Posted by O my Captain on August 30, 2011 at 8:32 PM · Report
2
Charles Mudede is hands down my favorite Stranger staffer for exactly this.
Posted by Say No Go on August 30, 2011 at 10:49 PM · Report
gloomy gus 3
I love it when you write like this. Thank you!
Posted by gloomy gus on August 31, 2011 at 12:23 AM · Report
Texas10R 4
What gibberish. Where Mudede lurks, can buffoonery be far afoot?
Posted by Texas10R on August 31, 2011 at 5:49 AM · Report
5
Oates is Mediterranean? I thought he was black Irish.
Posted by drinkup on August 31, 2011 at 8:16 AM · Report
kathotdog 6
Sara Smile is one of the most beautiful songs ever. I get goosebumps every time I hear it.
Posted by kathotdog on August 31, 2011 at 10:22 AM · Report
7
I saw these guys last year at the Society for Human Resource Management (pronounced, "sherm" -- I shit you not) annual conference in San Diego. There were several thousand screaming mid-level HR professionals in attendance, meaning that the predominant demographic (a pleasantly lumpy woman in her mid-40s) swooned and sang along with every single song. Daryl Hall was stoned out of his mind. They rocked out with everything they had.

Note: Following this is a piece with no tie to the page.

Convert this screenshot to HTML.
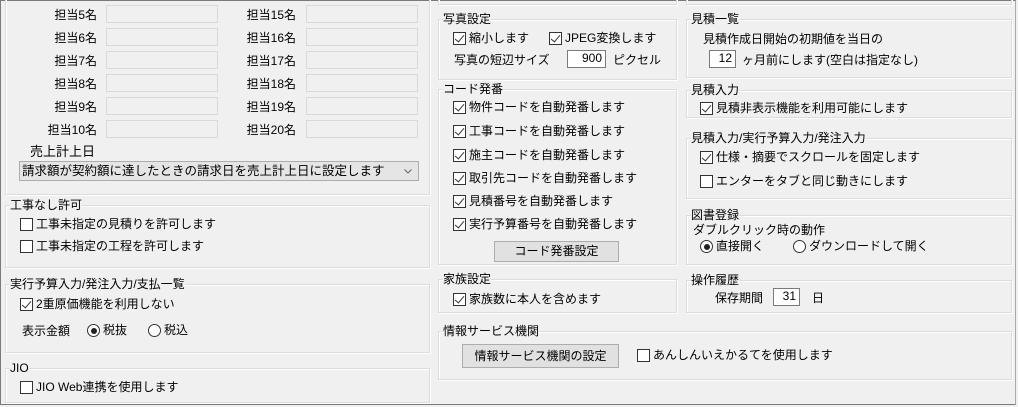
<html><head><style>
body{margin:0;width:1018px;height:407px;background:#f0f0f0;font-family:"Liberation Sans","Noto Sans CJK JP",sans-serif;font-size:12px;color:#000;position:relative;overflow:hidden}
.f{position:absolute;left:0;top:0;width:1016px;height:405px;border:1px solid #7a7a7a;border-right-color:#aaa}
div{position:absolute;box-sizing:border-box}
.g{border:1px solid #dcdcdc;box-shadow:inset 1px 1px 0 #fff,1px 1px 0 #fff}
.t{white-space:nowrap;line-height:14px}
.i{background:#f0f0f0;border:1px solid #d9d9d9;height:18px}
.w{background:#fff;border:1px solid #7a7a7a;text-align:right;padding-right:3px;line-height:15px;height:18px}
.cb{width:13px;height:13px;border:1px solid #333;background:#fff}
.cb.c::after{content:"";position:absolute;left:3px;top:0px;width:4px;height:8px;border:solid #333;border-width:0 1.3px 1.3px 0;transform:rotate(40deg)}
.r{width:13px;height:13px;border:1px solid #333;border-radius:50%;background:#fff}
.r.c::after{content:"";position:absolute;left:2.5px;top:2.5px;width:6px;height:6px;border-radius:50%;background:#222}
.b{background:#e1e1e1;border:1px solid #adadad;text-align:center}
.rt{text-align:right;width:70px}
</style></head><body><div class="f"></div>
<div class="g" style="left:5px;top:-2px;width:425px;height:197px"></div>
<div class="t rt" style="left:27px;top:8px">担当5名</div><div class="i" style="left:106px;top:5px;width:112px"></div>
<div class="t rt" style="left:27px;top:31px">担当6名</div><div class="i" style="left:106px;top:28px;width:112px"></div>
<div class="t rt" style="left:27px;top:54px">担当7名</div><div class="i" style="left:106px;top:51px;width:112px"></div>
<div class="t rt" style="left:27px;top:77px">担当8名</div><div class="i" style="left:106px;top:74px;width:112px"></div>
<div class="t rt" style="left:27px;top:100px">担当9名</div><div class="i" style="left:106px;top:97px;width:112px"></div>
<div class="t rt" style="left:27px;top:123px">担当10名</div><div class="i" style="left:106px;top:120px;width:112px"></div>
<div class="t rt" style="left:226px;top:8px">担当15名</div><div class="i" style="left:306px;top:5px;width:112px"></div>
<div class="t rt" style="left:226px;top:31px">担当16名</div><div class="i" style="left:306px;top:28px;width:112px"></div>
<div class="t rt" style="left:226px;top:54px">担当17名</div><div class="i" style="left:306px;top:51px;width:112px"></div>
<div class="t rt" style="left:226px;top:77px">担当18名</div><div class="i" style="left:306px;top:74px;width:112px"></div>
<div class="t rt" style="left:226px;top:100px">担当19名</div><div class="i" style="left:306px;top:97px;width:112px"></div>
<div class="t rt" style="left:226px;top:123px">担当20名</div><div class="i" style="left:306px;top:120px;width:112px"></div>
<div class="t" style="left:30px;top:145px;font-size:13px">売上計上日</div>
<div class="i" style="left:19px;top:161px;width:400px;height:20px;background:#e5e5e5;border-color:#adadad"><div class="t" style="left:2px;top:2px;font-size:12.5px">請求額が契約額に達したときの請求日を売上計上日に設定します</div><svg style="position:absolute;right:6px;top:7px" width="8" height="5"><path d="M0.5 0.5L4 4L7.5 0.5" fill="none" stroke="#666"/></svg></div>

<div class="g" style="left:5px;top:205px;width:425px;height:63px"></div>
<div class="t" style="left:10px;top:198px;background:#f0f0f0">工事なし許可</div>
<div class="cb" style="left:20px;top:218px"></div><div class="t" style="left:36px;top:217px">工事未指定の見積りを許可します</div>
<div class="cb" style="left:20px;top:240px"></div><div class="t" style="left:36px;top:239px">工事未指定の工程を許可します</div>

<div class="g" style="left:5px;top:284px;width:425px;height:69px"></div>
<div class="t" style="left:10px;top:277px;background:#f0f0f0">実行予算入力/発注入力/支払一覧</div>
<div class="cb c" style="left:20px;top:298px"></div><div class="t" style="left:36px;top:297px">2重原価機能を利用しない</div>
<div class="t" style="left:22px;top:324px">表示金額</div>
<div class="r c" style="left:87px;top:324px"></div><div class="t" style="left:103px;top:323px">税抜</div>
<div class="r" style="left:148px;top:324px"></div><div class="t" style="left:164px;top:323px">税込</div>

<div class="g" style="left:5px;top:368px;width:425px;height:35px"></div>
<div class="t" style="left:10px;top:361px;background:#f0f0f0">JIO</div>
<div class="cb" style="left:20px;top:381px"></div><div class="t" style="left:36px;top:380px">JIO Web連携を使用します</div>

<div class="g" style="left:438px;top:-2px;width:239px;height:7px"></div>
<div class="g" style="left:438px;top:19px;width:239px;height:61px"></div>
<div class="t" style="left:443px;top:12px;background:#f0f0f0">写真設定</div>
<div class="cb c" style="left:453px;top:32px"></div><div class="t" style="left:469px;top:31px">縮小します</div>
<div class="cb c" style="left:549px;top:32px"></div><div class="t" style="left:565px;top:31px">JPEG変換します</div>
<div class="t" style="left:454px;top:53px">写真の短辺サイズ</div>
<div class="w" style="left:567px;top:50px;width:39px">900</div>
<div class="t" style="left:613px;top:53px">ピクセル</div>

<div class="g" style="left:438px;top:89px;width:239px;height:176px"></div>
<div class="t" style="left:443px;top:82px;background:#f0f0f0">コード発番</div>
<div class="cb c" style="left:453px;top:101px"></div><div class="t" style="left:469px;top:100px">物件コードを自動発番します</div>
<div class="cb c" style="left:453px;top:125px"></div><div class="t" style="left:469px;top:124px">工事コードを自動発番します</div>
<div class="cb c" style="left:453px;top:149px"></div><div class="t" style="left:469px;top:148px">施主コードを自動発番します</div>
<div class="cb c" style="left:453px;top:172px"></div><div class="t" style="left:469px;top:171px">取引先コードを自動発番します</div>
<div class="cb c" style="left:453px;top:195px"></div><div class="t" style="left:469px;top:194px">見積番号を自動発番します</div>
<div class="cb c" style="left:453px;top:218px"></div><div class="t" style="left:469px;top:217px">実行予算番号を自動発番します</div>
<div class="b t" style="left:494px;top:241px;width:125px;height:21px;line-height:19px">コード発番設定</div>

<div class="g" style="left:438px;top:279px;width:239px;height:34px"></div>
<div class="t" style="left:443px;top:272px;background:#f0f0f0">家族設定</div>
<div class="cb c" style="left:453px;top:293px"></div><div class="t" style="left:469px;top:292px">家族数に本人を含めます</div>

<div class="g" style="left:438px;top:331px;width:574px;height:49px"></div>
<div class="t" style="left:443px;top:324px;background:#f0f0f0">情報サービス機関</div>
<div class="b t" style="left:462px;top:344px;width:157px;height:24px;line-height:22px">情報サービス機関の設定</div>
<div class="cb" style="left:637px;top:349px"></div><div class="t" style="left:653px;top:348px">あんしんいえかるてを使用します</div>

<div class="g" style="left:686px;top:-2px;width:326px;height:7px"></div>
<div class="g" style="left:686px;top:19px;width:326px;height:59px"></div>
<div class="t" style="left:691px;top:12px;background:#f0f0f0">見積一覧</div>
<div class="t" style="left:703px;top:32px">見積作成日開始の初期値を当日の</div>
<div class="w" style="left:709px;top:50px;width:27px">12</div>
<div class="t" style="left:742px;top:53px">ヶ月前にします(空白は指定なし)</div>

<div class="g" style="left:686px;top:90px;width:326px;height:28px"></div>
<div class="t" style="left:691px;top:83px;background:#f0f0f0">見積入力</div>
<div class="cb c" style="left:700px;top:102px"></div><div class="t" style="left:716px;top:101px">見積非表示機能を利用可能にします</div>

<div class="g" style="left:686px;top:138px;width:326px;height:61px"></div>
<div class="t" style="left:691px;top:131px;background:#f0f0f0">見積入力/実行予算入力/発注入力</div>
<div class="cb c" style="left:700px;top:151px"></div><div class="t" style="left:716px;top:150px">仕様・摘要でスクロールを固定します</div>
<div class="cb" style="left:700px;top:175px"></div><div class="t" style="left:716px;top:174px">エンターをタブと同じ動きにします</div>

<div class="g" style="left:686px;top:215px;width:326px;height:50px"></div>
<div class="t" style="left:691px;top:208px;background:#f0f0f0">図書登録</div>
<div class="t" style="left:693px;top:223px">ダブルクリック時の動作</div>
<div class="r c" style="left:700px;top:240px"></div><div class="t" style="left:716px;top:239px">直接開く</div>
<div class="r" style="left:793px;top:240px"></div><div class="t" style="left:809px;top:239px">ダウンロードして開く</div>

<div class="g" style="left:686px;top:280px;width:326px;height:33px"></div>
<div class="t" style="left:691px;top:273px;background:#f0f0f0">操作履歴</div>
<div class="t" style="left:715px;top:291px">保存期間</div>
<div class="w" style="left:773px;top:288px;width:27px">31</div>
<div class="t" style="left:812px;top:291px">日</div>
</body></html>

I went for the irony, but it ended up being one of the best concerts I've seen in a while.
Posted by Mr. Happy Sunshine on August 31, 2011 at 3:31 PM · Report
8
@kathotdog
"Sara Smile is one of the most beautiful songs ever".
Now when you speak of this song, you have hit the mother load of blue eyed soul.... just simply brilliant,H&O are the truth!!!!
Posted by Sdennis on August 31, 2011 at 5:24 PM · Report
9
Click here and watch Money:
http://www.livefromdarylshouse.com/curre…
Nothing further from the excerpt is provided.